En la misma línea de prohibiciones, dos accidentes con caballos en la tradicional "doma" de El Prado han motivado reclamos de prohibición de esa actividad tradicional, que han sido acogidos con beneplácito por las autoridades departamentales capitalinas. Esas jineteadas no son las corridas de toros u otros espectáculos en los que sacrificio del animal va implícito. Ellas son una expresión de culto al tiempo bravío en que se forjó nuestra vida rural. Por cierto, corren algún riesgo el caballo y el jinete, pero no deja de ser muy excepcional la irrupción de episodios graves.

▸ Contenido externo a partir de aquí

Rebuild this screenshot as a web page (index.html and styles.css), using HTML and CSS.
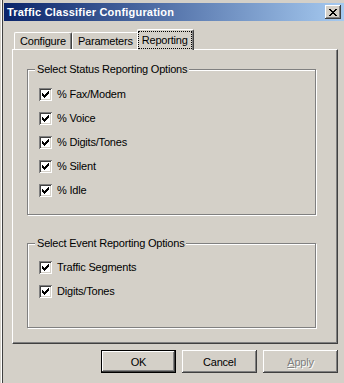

El caballo, en todo caso, lleva una vida mucho más amable que la mayoría de sus congéneres, atados a carritos o tareas penosas. ¿Por qué entones prohibir y prohibir cuando la mayoría de la sociedad observa con simpatía esa expresión proporcionada de coraje del jinete y rebeldía del animal?
Estos hechos, aparentemente inconexos, son testimonios de la declinación de valores que fueron sostenes fundamentales de nuestro progreso como sociedad. Ignorar la ley, atropellar derechos de los demás o imponer a la ciudadanía aquello que no parece imprescindible —o ni siquiera justificado— son caminos todos para la comprobada decadencia social de que adolecemos. Cuando al mismo tiempo se dice que la política puede estar por encima de la ley o que los padres irresponsables que no envían sus hijos a la escuela igualmente tienen derecho a cobrar la asignación familiar, nos enfrentamos a un decaimiento que nunca será base de la anhelada prosperidad.